Prof. Brad King's emerging media expertise takes stage at SXSW Interactive festival
Topic: College of Communication Information and Media
March 13, 2015
Brad King (bottom right), an assistant journalism professor at Ball State, has emceed the SXSW Accelerator program at SXSW Interactive for seven years.
Brad King was a young music reporter in the early 1990s, covering the South by Southwest Music Conference and Festival, when he wandered into a DVD authoring and animation seminar. That event, SXSW Interactive, drew him to emerging media and information technology, and he hasn’t abandoned his interest since.
The annual technology festival, which highlights some of the industry’s brightest up-and-comers, has grown into thousands of participants since King’s happenstance discovery about 20 years ago. And King—a Ball State journalism professor today—was on stage, leading one of the core programs in mid-March 2015.
King, who co-directs Ball State’s Center for Emerging Media Design and Development, joined prominent inventor and entrepreneur Bob Metcalfe, one of the creators of Ethernet. The duo emceed the SXSW Accelerator. The program is a daylong competition in which start-up companies from around the world pitch their business ideas to judges, venture capitalists, the media, and others.
“We ask him year in and year out,” says Chris Valentine, producer of the SXSW Accelerator. “When it comes down to it, Brad has a love for technology. At his core, he is an educator and someone who wants to help others better themselves. He’s really helping these companies in ways he sees fit.”
At the center of Silicon Valley
Since he discovered SXSW Interactive, King’s career has spanned coast to coast.
Immediately out of college, he worked for a Cincinnati weekly newspaper. He shifted to teaching middle school for a year before turning back to journalism, freelancing for magazines. He earned a graduate degree from University of California – Berkeley.
In his first year at Berkeley, he landed a job with Wired magazine and later Wired.com. The position planted him in Silicon Valley in the late 1990s, during the dot-com boom. As he recalls his time there, he casually names the people he met, such as Sean Parker, who hadn’t yet cofounded file-sharing service Napster, much less served as president of Facebook.
“It was great. I knew all these people before they were famous,” King says.
King later changed coasts, moving to the MIT Technology Review, where he steered the publication’s website.
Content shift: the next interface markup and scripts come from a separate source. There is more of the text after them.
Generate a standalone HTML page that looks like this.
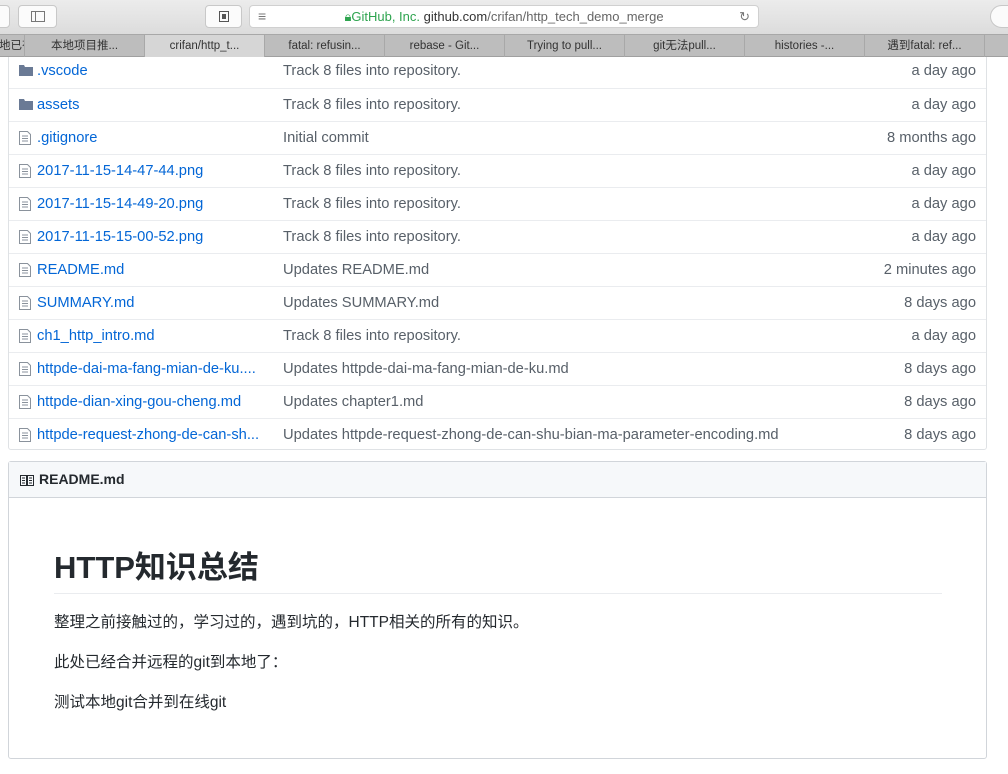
<!DOCTYPE html>
<html><head><meta charset="utf-8"><style>
*{box-sizing:border-box;margin:0;padding:0}
body{width:1008px;height:774px;overflow:hidden;background:#fff;font-family:"Liberation Sans","Noto Sans CJK SC",sans-serif;position:relative}
.toolbar{position:absolute;left:0;top:0;width:1008px;height:34px;background:linear-gradient(#ececec,#dcdcdc);z-index:3}
.btn{position:absolute;top:5px;height:23px;background:#fbfbfb;border:1px solid #c8c8c8;border-radius:4px}
.url{position:absolute;left:249px;top:5px;width:510px;height:23px;background:#fff;border:1px solid #d0d0d0;border-radius:4px;font-size:13px;line-height:21px;text-align:center;color:#333}
.tabs{position:absolute;left:0;top:34px;width:1008px;height:23px;background:#bdbdbd;border-top:1px solid #a8a8a8;border-bottom:1px solid #a0a0a0;z-index:3}
.tab{position:absolute;top:0;height:22px;font-size:11.5px;line-height:22px;text-align:center;color:#333;border-left:1px solid #a8a8a8;overflow:hidden;white-space:nowrap}
.tbl{position:absolute;left:8px;top:46px;width:979px;height:404px;border:1px solid #dfe2e5;border-radius:3px}
.row{position:absolute;left:0;width:977px;height:33px;border-top:1px solid #eaecef;font-size:14.7px}
.row .n{position:absolute;left:28px;top:8px;color:#0366d6}
.row .m{position:absolute;left:274px;top:8px;color:#586069}
.row .a{position:absolute;right:10px;top:8px;color:#586069}
.ic{position:absolute;left:10px;top:9px}
.rd{position:absolute;left:8px;top:461px;width:979px;height:298px;border:1px solid #d1d5da;border-radius:3px}
.rh{height:36px;background:#f6f8fa;border-bottom:1px solid #d1d5da;font-size:14px;font-weight:bold;line-height:35px;padding-left:30px;color:#24292e;position:relative}
h1{position:absolute;left:45px;top:80px;font-size:31px;font-weight:bold;color:#24292e}
.hr{position:absolute;left:45px;top:131px;width:888px;height:1px;background:#eaecef}
.p{position:absolute;left:45px;font-size:15.5px;color:#24292e}
</style></head><body>
<div class="toolbar">
<div class="btn" style="left:-5px;width:15px"></div>
<div class="btn" style="left:18px;width:39px"><div style="position:absolute;left:12px;top:5px;width:14px;height:11px;border:1px solid #777"></div><div style="position:absolute;left:16px;top:5px;width:1px;height:11px;background:#777"></div></div>
<div class="btn" style="left:205px;width:37px"><div style="position:absolute;left:13px;top:5px;width:10px;height:11px;border:1px solid #555"></div><div style="position:absolute;left:16px;top:8px;width:4px;height:5px;background:#555"></div></div>
<div class="url"><span style="position:absolute;left:8px;top:0;color:#777;font-size:14px">≡</span><span style="color:#2ea44f">🔒︎GitHub, Inc.</span> github.com<span style="color:#666">/crifan/http_tech_demo_merge</span><span style="position:absolute;right:8px;color:#777">↻</span></div>
<div class="btn" style="left:990px;width:30px;border-radius:12px"></div>
</div>
<div class="tabs">
<div class="tab" style="left:-2px;width:26px">地已有</div>
<div class="tab" style="left:24px;width:120px">本地项目推...</div>
<div class="tab" style="left:144px;width:120px;background:#d6d6d6">crifan/http_t...</div>
<div class="tab" style="left:264px;width:120px">fatal: refusin...</div>
<div class="tab" style="left:384px;width:120px">rebase - Git...</div>
<div class="tab" style="left:504px;width:120px">Trying to pull...</div>
<div class="tab" style="left:624px;width:120px">git无法pull...</div>
<div class="tab" style="left:744px;width:120px">histories -...</div>
<div class="tab" style="left:864px;width:120px">遇到fatal: ref...</div>
<div class="tab" style="left:984px;width:30px"></div>
</div>
<div class="tbl">
<div class="row" style="top:8px;border-top:none"><svg class="ic" width="14" height="12"><path d="M0 1h5l1 2h8v9H0z" fill="#6a7a95"/></svg><span class="n">.vscode</span><span class="m">Track 8 files into repository.</span><span class="a">a day ago</span></div>
<div class="row" style="top:41px"><svg class="ic" width="14" height="12"><path d="M0 1h5l1 2h8v9H0z" fill="#6a7a95"/></svg><span class="n">assets</span><span class="m">Track 8 files into repository.</span><span class="a">a day ago</span></div>
<div class="row" style="top:74px"><svg class="ic" width="12" height="14"><path d="M.5.5h8l3 3v10H.5z M3 5h6M3 7.5h6M3 10h6" fill="none" stroke="#8a929c"/></svg><span class="n">.gitignore</span><span class="m">Initial commit</span><span class="a">8 months ago</span></div>
<div class="row" style="top:107px"><svg class="ic" width="12" height="14"><path d="M.5.5h8l3 3v10H.5z M3 5h6M3 7.5h6M3 10h6" fill="none" stroke="#8a929c"/></svg><span class="n">2017-11-15-14-47-44.png</span><span class="m">Track 8 files into repository.</span><span class="a">a day ago</span></div>
<div class="row" style="top:140px"><svg class="ic" width="12" height="14"><path d="M.5.5h8l3 3v10H.5z M3 5h6M3 7.5h6M3 10h6" fill="none" stroke="#8a929c"/></svg><span class="n">2017-11-15-14-49-20.png</span><span class="m">Track 8 files into repository.</span><span class="a">a day ago</span></div>
<div class="row" style="top:173px"><svg class="ic" width="12" height="14"><path d="M.5.5h8l3 3v10H.5z M3 5h6M3 7.5h6M3 10h6" fill="none" stroke="#8a929c"/></svg><span class="n">2017-11-15-15-00-52.png</span><span class="m">Track 8 files into repository.</span><span class="a">a day ago</span></div>
<div class="row" style="top:206px"><svg class="ic" width="12" height="14"><path d="M.5.5h8l3 3v10H.5z M3 5h6M3 7.5h6M3 10h6" fill="none" stroke="#8a929c"/></svg><span class="n">README.md</span><span class="m">Updates README.md</span><span class="a">2 minutes ago</span></div>
<div class="row" style="top:239px"><svg class="ic" width="12" height="14"><path d="M.5.5h8l3 3v10H.5z M3 5h6M3 7.5h6M3 10h6" fill="none" stroke="#8a929c"/></svg><span class="n">SUMMARY.md</span><span class="m">Updates SUMMARY.md</span><span class="a">8 days ago</span></div>
<div class="row" style="top:272px"><svg class="ic" width="12" height="14"><path d="M.5.5h8l3 3v10H.5z M3 5h6M3 7.5h6M3 10h6" fill="none" stroke="#8a929c"/></svg><span class="n">ch1_http_intro.md</span><span class="m">Track 8 files into repository.</span><span class="a">a day ago</span></div>
<div class="row" style="top:305px"><svg class="ic" width="12" height="14"><path d="M.5.5h8l3 3v10H.5z M3 5h6M3 7.5h6M3 10h6" fill="none" stroke="#8a929c"/></svg><span class="n">httpde-dai-ma-fang-mian-de-ku....</span><span class="m">Updates httpde-dai-ma-fang-mian-de-ku.md</span><span class="a">8 days ago</span></div>
<div class="row" style="top:338px"><svg class="ic" width="12" height="14"><path d="M.5.5h8l3 3v10H.5z M3 5h6M3 7.5h6M3 10h6" fill="none" stroke="#8a929c"/></svg><span class="n">httpde-dian-xing-gou-cheng.md</span><span class="m">Updates chapter1.md</span><span class="a">8 days ago</span></div>
<div class="row" style="top:371px"><svg class="ic" width="12" height="14"><path d="M.5.5h8l3 3v10H.5z M3 5h6M3 7.5h6M3 10h6" fill="none" stroke="#8a929c"/></svg><span class="n">httpde-request-zhong-de-can-sh...</span><span class="m">Updates httpde-request-zhong-de-can-shu-bian-ma-parameter-encoding.md</span><span class="a">8 days ago</span></div>
</div>
<div class="rd">
<div class="rh"><svg style="position:absolute;left:11px;top:12px" width="15" height="12"><path d="M.5 1.5h6v10h-6z M7.5 1.5h6v10h-6z M2 4h3M2 6.5h3M2 9h3M9 4h3M9 6.5h3M9 9h3" fill="none" stroke="#24292e"/></svg>README.md</div>
<h1>HTTP知识总结</h1>
<div class="hr"></div>
<div class="p" style="top:148px">整理之前接触过的，学习过的，遇到坑的，HTTP相关的所有的知识。</div>
<div class="p" style="top:188px">此处已经合并远程的git到本地了：</div>
<div class="p" style="top:228px">测试本地git合并到在线git</div>
</div>
</body></html>
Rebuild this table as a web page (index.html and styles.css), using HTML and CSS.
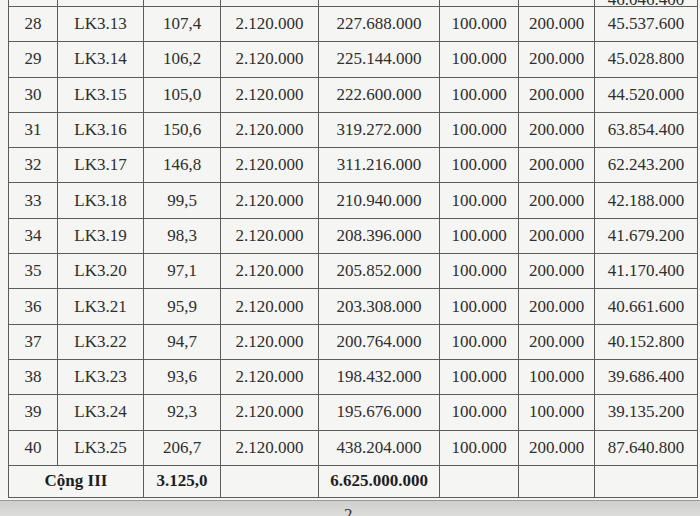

DIY experiences benefit students
About Brad King
Title: assistant professor of journalism, co-director of Center for Emerging Media Design and Development
Arrival at Ball State: 2009
Professional experience: staff writer, Wired.com; web/senior editor, MIT Technology Review; author, Dungeons & Dreamers: A story of how computer games created a global culture
Education: master of journalism, University of California – Berkeley; bachelor of science, communications education, Miami University
King shifted back to teaching in 2006, when he took a job at Northern Kentucky University. He came to Ball State in 2009. Instead of working long hours to update legacy media for the digital age, he gets to work with students who have grown up with it.
At the same time, though, he sees himself as coming from a do-it-yourself era when everyone had to understand the technology in order to use it, which is knowledge he can impart on his students.
“Here are these kids that have grown up immersed in it,” he says. “So I don’t have to convince them that technology is a thing. But I do get to open the box for them and say ‘Hey, I came from a DIY world where just because Apple told me I couldn’t do a thing, it didn’t occur to me that I really cared. I’m going to void the warranty.’”
King dates his interest in technology to age 12, when the Ohio native’s father brought home a Commodore 64 computer.
“He put it in the basement and he said ‘I don’t exactly know how to put this together or what it does, but I think it’s going to be important,’ and he went upstairs,” King says. “So I put the computer together.”
SXSW serves as a classroom
The trip to SXSW every year—2015 will be King’s 20th attending and seventh emceeing the Accelerator program—doubles as a classroom for him.
“I get to see not only my weird, geeky people, who I love, who are doing just to do to experiment and push the bounds of things for no reason, but I also get to see where the money’s going,” he says. “What do the people spending money think will happen next? Because that’s what will happen next.”
That knowledge transfers back to the classroom at Ball State, where he can show students how the technology will change and what they need to do to get ahead.
King’s national perspectives on technology, like what he gathers at SXSW, benefit the university, says Michael Holmes, chair of the Department of Journalism.
“When it comes to emerging media,” Holmes says, “Brad is a nationally recognized name, and he’s brought a lot of that credibility to campus.”